I remember reading an op-ed column a while back in the New York Times:

Everywhere there are tiny, seemingly inconsequential circumstances in life
that, if explored, provide great meaning –everyday chances to be generous and kind.
Spiritual and emotional growth happens in microscopic increments.

The big decisions we make turn out to have much less impact on life as a whole
than the myriad of small seemingly insignificant ones.

I find great wisdom in the observation. The spiritual journey is all about making decisions, it is a practice of a discipline of making good choices – little everyday seemingly insignificant choices that can, in fact, change the world.

Jesus offered a piece of wisdom about little tiny mustard seeds that, when planted, become large trees:

The Kingdom of God is like a mustard seed that someone sowed in the field;
it is the smallest of seeds, but when it has grown
 it is the greatest of shrubs and becomes a tree.
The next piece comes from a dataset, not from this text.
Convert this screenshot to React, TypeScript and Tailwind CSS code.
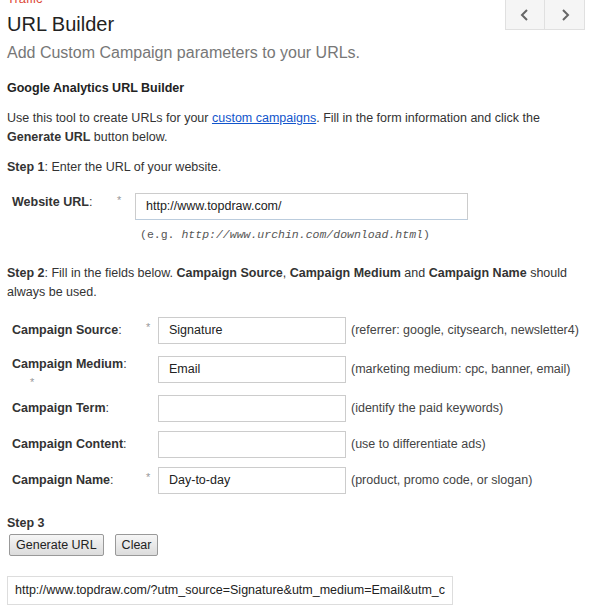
import React from "react";

const rows = [
  { label: "Campaign Source:", req: true, value: "Signature", hint: "(referrer: google, citysearch, newsletter4)", gap: "mt-0" },
  { label: "Campaign Medium:", req: true, under: true, value: "Email", hint: "(marketing medium: cpc, banner, email)", gap: "mt-[12px]" },
  { label: "Campaign Term:", req: false, value: "", hint: "(identify the paid keywords)", gap: "mt-[12px]" },
  { label: "Campaign Content:", req: false, value: "", hint: "(use to differentiate ads)", gap: "mt-[9px]" },
  { label: "Campaign Name:", req: true, value: "Day-to-day", hint: "(product, promo code, or slogan)", gap: "mt-[9px]" },
];

export default function App() {
  return (
    <div className="w-[590px] h-[611px] bg-white overflow-hidden font-['Liberation_Sans',Arial,sans-serif] text-[#333] text-[12.5px]">
      {/* header */}
      <div className="flex justify-between">
        <div className="pl-[7px]">
          <div className="h-[5px] overflow-hidden flex items-end">
            <span className="text-[13px] leading-[13px] text-[#dd4b39]">Traffic</span>
          </div>
          <h1 className="text-[20px] leading-[24px] mt-[7px] text-[#222]">URL Builder</h1>
        </div>
        <div className="flex mr-[5px] h-[30px] border border-t-0 border-[#e0e0e0] bg-[#f5f5f5]">
          <button className="w-[39px] flex items-center justify-center border-r border-[#e0e0e0] text-[#666]">
            <svg width="10" height="12" viewBox="0 0 10 12" fill="none" stroke="currentColor" strokeWidth="2">
              <path d="M7 1 L2 6 L7 11" />
            </svg>
          </button>
          <button className="w-[39px] flex items-center justify-center text-[#666]">
            <svg width="10" height="12" viewBox="0 0 10 12" fill="none" stroke="currentColor" strokeWidth="2">
              <path d="M3 1 L8 6 L3 11" />
            </svg>
          </button>
        </div>
      </div>

      <p className="pl-[7px] mt-[7px] text-[16px] leading-[20px] text-[#777]">Add Custom Campaign parameters to your URLs.</p>

      <div className="pl-[7px] pr-[10px]">
        <h2 className="mt-[17px] font-bold text-[12.5px] leading-[16px] text-[#222]">Google Analytics URL Builder</h2>

        <p className="mt-[13px] leading-[19px]">
          Use this tool to create URLs for your{" "}
          <a className="text-[#15c] underline">custom campaigns</a>. Fill in the form information and click the{" "}
          <b>Generate URL</b> button below.
        </p>

        <p className="mt-[11px] leading-[19px]">
          <b>Step 1</b>: Enter the URL of your website.
        </p>

        <div className="mt-[16px] flex items-start pl-[5px]">
          <span className="w-[105px] font-bold pt-[1px] leading-[16px]">
            Website URL<span className="font-normal">:</span>
          </span>
          <span className="w-[18px] text-[#999] text-[11px] leading-[14px]">*</span>
          <div>
            <div className="w-[333px] h-[27px] border border-[#ccc] border-b-[#bcd] flex items-center pl-[10px] text-[#222]">
              http://www.topdraw.com/
            </div>
            <div className="mt-[6px] pl-[5px] font-['Liberation_Mono',monospace] text-[11.5px] text-[#555]">
              (e.g. <i>http://www.urchin.com/download.html</i>)
            </div>
          </div>
        </div>

        <p className="mt-[21px] leading-[19px]">
          <b>Step 2</b>: Fill in the fields below. <b>Campaign Source</b>, <b>Campaign Medium</b> and <b>Campaign Name</b> should always be used.
        </p>

        <div className="mt-[15px] pl-[5px] flex flex-col">
          {rows.map((r) => (
            <div key={r.label} className={`flex items-center h-[27px] ${r.gap}`}>
              <div className={`w-[134px] relative font-bold self-start leading-[16px] ${r.under ? "pt-[0px]" : "pt-[5px]"}`}>
                {r.label.slice(0, -1)}
                <span className="font-normal">:</span>
                {r.under && <span className="absolute left-[18px] top-[18px] text-[#999] font-normal text-[11px]">*</span>}
              </div>
              <span className="w-[12px] text-[#999] text-[11px] self-start pt-[2px]">{r.req && !r.under ? "*" : ""}</span>
              <div className="w-[188px] h-[27px] border border-[#ccc] flex items-center pl-[10px] text-[#222]">{r.value}</div>
              <span className="ml-[5px] text-[#444]">{r.hint}</span>
            </div>
          ))}
        </div>

        <div className="mt-[21px] font-bold leading-[16px]">Step 3</div>
        <div className="mt-[3px] flex gap-[11px] pl-[2px]">
          <button className="h-[22px] px-[6px] border border-[#999] rounded-[2px] bg-gradient-to-b from-[#f6f6f6] to-[#dcdcdc] text-[#222] leading-[18px]">Generate URL</button>
          <button className="h-[22px] px-[6px] border border-[#999] rounded-[2px] bg-gradient-to-b from-[#f6f6f6] to-[#dcdcdc] text-[#222] leading-[18px]">Clear</button>
        </div>

        <div className="mt-[20px] w-[446px] h-[29px] border border-[#ddd] flex items-center pl-[7px] overflow-hidden whitespace-nowrap text-[#222]">
          http://www.topdraw.com/?utm_source=Signature&amp;utm_medium=Email&amp;utm_c
        </div>
      </div>
    </div>
  );
}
The Buddha taught something fairly similar when he said:

Do not underestimate good.
Drop by drop the water pot is filled.
Likewise, one who is wise is filled with good,
gathering it little by little

Every act of kindness, mercy and forgiveness is a little mustard seed planted every day of our lives – little seeds that can grow into great trees. Every act of generosity is a little drop that gathers and eventually can fill the whole pot.

Today is a good day to think about those tiny seeds and those little drops of our life and just how important they may be. 

The philosopher and psychologist, William James, once said:

Act as if what you do makes a difference – it does.